What needs to be done — From the listing, collect all lines containing the word "with".

Given information —

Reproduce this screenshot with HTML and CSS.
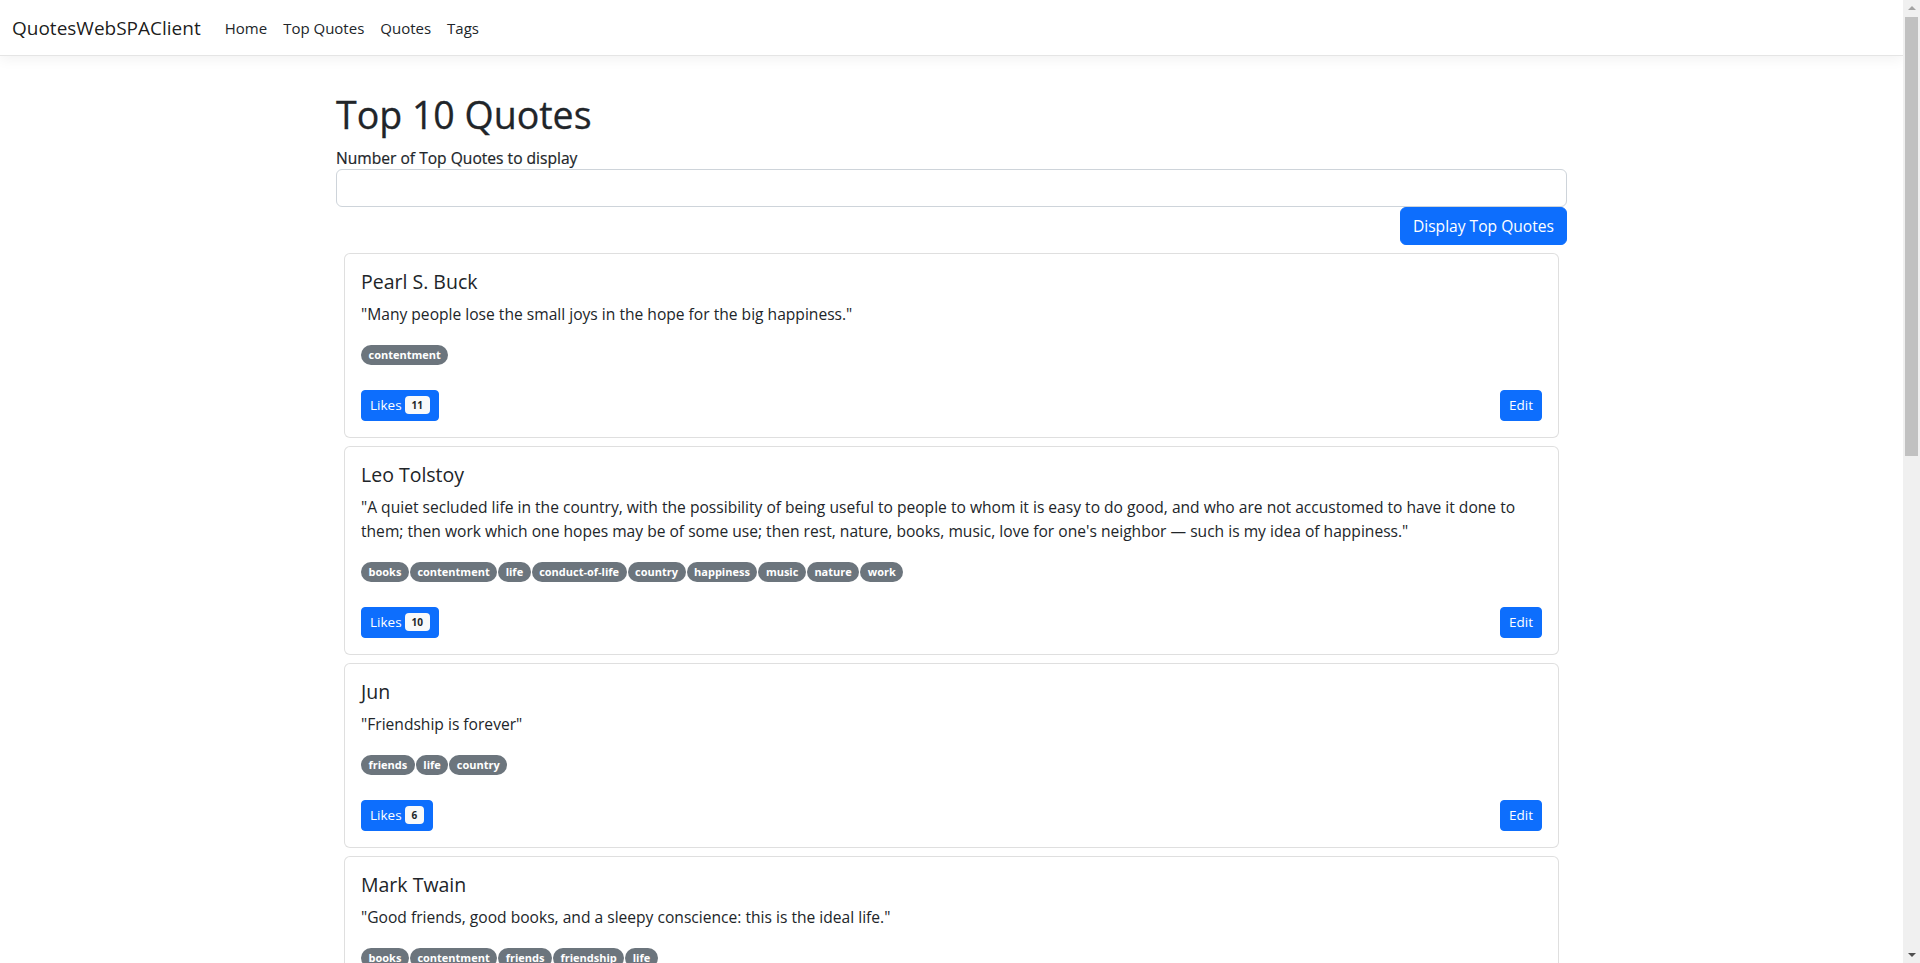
FILE: index.html
```html
<!DOCTYPE html>
<html lang="en">
<head>
<meta charset="utf-8">
<title>QuotesWebSPAClient</title>
<link rel="stylesheet" href="styles.css">
</head>
<body>
<nav class="navbar">
  <a class="brand" href="#">QuotesWebSPAClient</a>
  <ul class="nav-links">
    <li><a href="#">Home</a></li>
    <li><a href="#">Top Quotes</a></li>
    <li><a href="#">Quotes</a></li>
    <li><a href="#">Tags</a></li>
  </ul>
</nav>
<main class="container">
  <h1 class="page-title">Top 10 Quotes</h1>
  <label class="field-label" for="count">Number of Top Quotes to display</label>
  <input class="form-control" id="count" type="text">
  <div class="form-actions">
    <button class="btn btn-primary" type="button">Display Top Quotes</button>
  </div>
  <div class="quote-list">
    <div class="card">
      <div class="card-body">
        <h5 class="card-title">Pearl S. Buck</h5>
        <p class="card-text">"Many people lose the small joys in the hope for the big happiness."</p>
        <div class="tags"><span class="badge">contentment</span></div>
        <div class="card-actions">
          <button class="btn btn-primary btn-sm" type="button">Likes <span class="count">11</span></button>
          <button class="btn btn-primary btn-sm" type="button">Edit</button>
        </div>
      </div>
    </div>
    <div class="card">
      <div class="card-body">
        <h5 class="card-title">Leo Tolstoy</h5>
        <p class="card-text">"A quiet secluded life in the country, with the possibility of being useful to people to whom it is easy to do good, and who are not accustomed to have it done to them; then work which one hopes may be of some use; then rest, nature, books, music, love for one's neighbor — such is my idea of happiness."</p>
        <div class="tags"><span class="badge">books</span><span class="badge">contentment</span><span class="badge">life</span><span class="badge">conduct-of-life</span><span class="badge">country</span><span class="badge">happiness</span><span class="badge">music</span><span class="badge">nature</span><span class="badge">work</span></div>
        <div class="card-actions">
          <button class="btn btn-primary btn-sm" type="button">Likes <span class="count">10</span></button>
          <button class="btn btn-primary btn-sm" type="button">Edit</button>
        </div>
      </div>
    </div>
    <div class="card">
      <div class="card-body">
        <h5 class="card-title">Jun</h5>
        <p class="card-text">"Friendship is forever"</p>
        <div class="tags"><span class="badge">friends</span><span class="badge">life</span><span class="badge">country</span></div>
        <div class="card-actions">
          <button class="btn btn-primary btn-sm" type="button">Likes <span class="count">6</span></button>
          <button class="btn btn-primary btn-sm" type="button">Edit</button>
        </div>
      </div>
    </div>
    <div class="card">
      <div class="card-body">
        <h5 class="card-title">Mark Twain</h5>
        <p class="card-text">"Good friends, good books, and a sleepy conscience: this is the ideal life."</p>
        <div class="tags"><span class="badge">books</span><span class="badge">contentment</span><span class="badge">friends</span><span class="badge">friendship</span><span class="badge">life</span></div>
        <div class="card-actions">
          <button class="btn btn-primary btn-sm" type="button">Likes <span class="count">5</span></button>
          <button class="btn btn-primary btn-sm" type="button">Edit</button>
        </div>
      </div>
    </div>
    <div class="card">
      <div class="card-body">
        <h5 class="card-title">Albert Einstein</h5>
        <p class="card-text">"Life is like riding a bicycle. To keep your balance you must keep moving."</p>
        <div class="tags"><span class="badge">life</span><span class="badge">simile</span></div>
        <div class="card-actions">
          <button class="btn btn-primary btn-sm" type="button">Likes <span class="count">4</span></button>
          <button class="btn btn-primary btn-sm" type="button">Edit</button>
        </div>
      </div>
    </div>
  </div>
</main>
<div class="scrollbar" aria-hidden="true">
  <span class="arrow arrow-up"></span>
  <span class="thumb"></span>
  <span class="arrow arrow-down"></span>
</div>
</body>
</html>
```

FILE: styles.css
```css
* { box-sizing: border-box; }

body {
  margin: 0 17px 0 0;
  font-family: "Segoe UI", "Open Sans", "Noto Sans", sans-serif;
  font-size: 15.6px;
  line-height: 24px;
  color: #212529;
  background: #fff;
}

/* ---------- navbar ---------- */
.navbar {
  display: flex;
  align-items: center;
  height: 56px;
  padding: 0 12px;
  background: #fff;
  border-bottom: 1px solid #e5e5e5;
  box-shadow: 0 4px 12px rgba(0, 0, 0, 0.05);
}

.brand {
  font-size: 19px;
  line-height: 30px;
  color: rgba(0, 0, 0, 0.9);
  text-decoration: none;
  margin-right: 16px;
}

.nav-links {
  display: flex;
  list-style: none;
  margin: 0;
  padding: 0;
}

.nav-links a {
  display: block;
  padding: 8px;
  font-size: 15px;
  color: #212529;
  text-decoration: none;
}

/* ---------- page ---------- */
.container {
  max-width: 1231px;
  margin: 0 auto;
  padding-top: 35px;
}

.page-title {
  margin: 0 0 7px;
  font-size: 37.5px;
  font-weight: 500;
  line-height: 48px;
  -webkit-text-stroke: 0.3px #212529;
}

.field-label {
  display: block;
  margin-bottom: -1px;
  -webkit-text-stroke: 0.2px #212529;
}

.form-control {
  display: block;
  width: 100%;
  height: 38px;
  padding: 6px 12px;
  font: inherit;
  color: #212529;
  border: 1px solid #ced4da;
  border-radius: 6px;
}

.form-actions {
  display: flex;
  justify-content: flex-end;
}

.btn {
  display: inline-block;
  font-family: inherit;
  font-size: 15.6px;
  line-height: 24px;
  padding: 6px 12px;
  border: 1px solid transparent;
  border-radius: 6px;
  cursor: pointer;
}

.btn-primary {
  color: #fff;
  background: #0d6efd;
  border-color: #0d6efd;
}

.btn-sm {
  font-size: 13.5px;
  line-height: 21px;
  padding: 4px 8px;
  border-radius: 4px;
}

/* ---------- quote cards ---------- */
.quote-list {
  display: flex;
  flex-direction: column;
  gap: 8px;
  padding: 8px;
}

.card {
  border: 1px solid rgba(0, 0, 0, 0.125);
  border-radius: 6px;
  background: #fff;
}

.card-body {
  padding: 16px;
}

.card-title {
  margin: 0 0 8px;
  font-size: 19.5px;
  font-weight: 500;
  line-height: 24px;
}

.card-text {
  margin: 0 0 16px;
}

.tags {
  display: flex;
  flex-wrap: wrap;
  align-items: flex-start;
  gap: 1px;
  height: 24px;
  padding-top: 3px;
  margin-bottom: 24px;
}

.badge {
  display: inline-block;
  padding: 4px 7.5px;
  font-size: 11px;
  font-weight: 700;
  line-height: 12px;
  color: #fff;
  background: #6c757d;
  border-radius: 50rem;
  white-space: nowrap;
}

.card-actions {
  display: flex;
  justify-content: space-between;
  align-items: center;
}

.count {
  display: inline-block;
  position: relative;
  top: -1px;
  padding: 3.7px 6.5px;
  font-size: 10px;
  font-weight: 700;
  line-height: 1;
  color: #212529;
  background: #f8f9fa;
  border-radius: 4px;
  vertical-align: baseline;
}

/* ---------- fake window scrollbar ---------- */
.scrollbar {
  position: fixed;
  top: 0;
  right: 0;
  bottom: 0;
  width: 17px;
  background: #f0f0f0;
  display: flex;
  flex-direction: column;
  align-items: center;
}

.thumb {
  width: 13px;
  height: 439px;
  background: #c1c1c1;
}

.arrow {
  display: block;
  width: 0;
  height: 0;
  border-left: 4px solid transparent;
  border-right: 4px solid transparent;
}

.arrow-up {
  margin: 6px 0 7px;
  border-bottom: 4px solid #a3a3a3;
}

.arrow-down {
  margin-top: auto;
  margin-bottom: 6px;
  border-top: 4px solid #505050;
}
```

Written response —
Reproduce this screenshot with HTML and CSS.
        <p class="card-text">"A quiet secluded life in the country, with the possibility of being useful to people to whom it is easy to do good, and who are not accustomed to have it done to them; then work which one hopes may be of some use; then rest, nature, books, music, love for one's neighbor — such is my idea of happiness."</p>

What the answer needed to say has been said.